Côté musique, c'est une merveille : quelques thèmes des films se feront entendre et c'est normal, mais la majorité de l'OST est composée de pistes totalement inédites, diablement bien inspirées de John Williams, et toutes d'excellente facture. Une réussite sans faille.
Après avoir terminé le jeu, il est possible de reprendre la partie avant le dernier arc, et de continuer à explorer.

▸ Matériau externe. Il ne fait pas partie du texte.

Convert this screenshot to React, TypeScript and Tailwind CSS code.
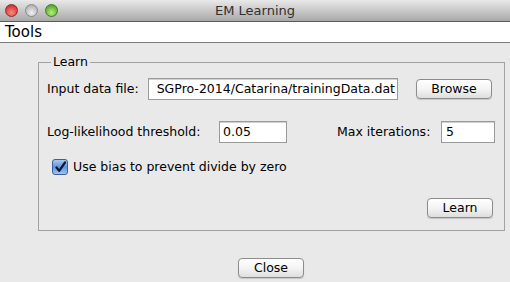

Il devient également possible de prendre part à des challenges : survivre à des vagues d'ennemis en tout genre.
Malgré ses points faibles, Fallen Order se révèle tout de même agréable à jouer dans son ensemble, et est à n'en point douter la meilleure production Star Wars depuis "Rogue One", grâce à sa mise en scène de qualité, et à son scénario mature. D'énormes mauvais choix conceptuels rendent certains passages indigestes, mais ne composent pas la majorité du soft. L'aventure est mouvementée, et si d'un point de vue personnel, je regrette le dénouement, je serai curieux de découvrir une éventuelle suite.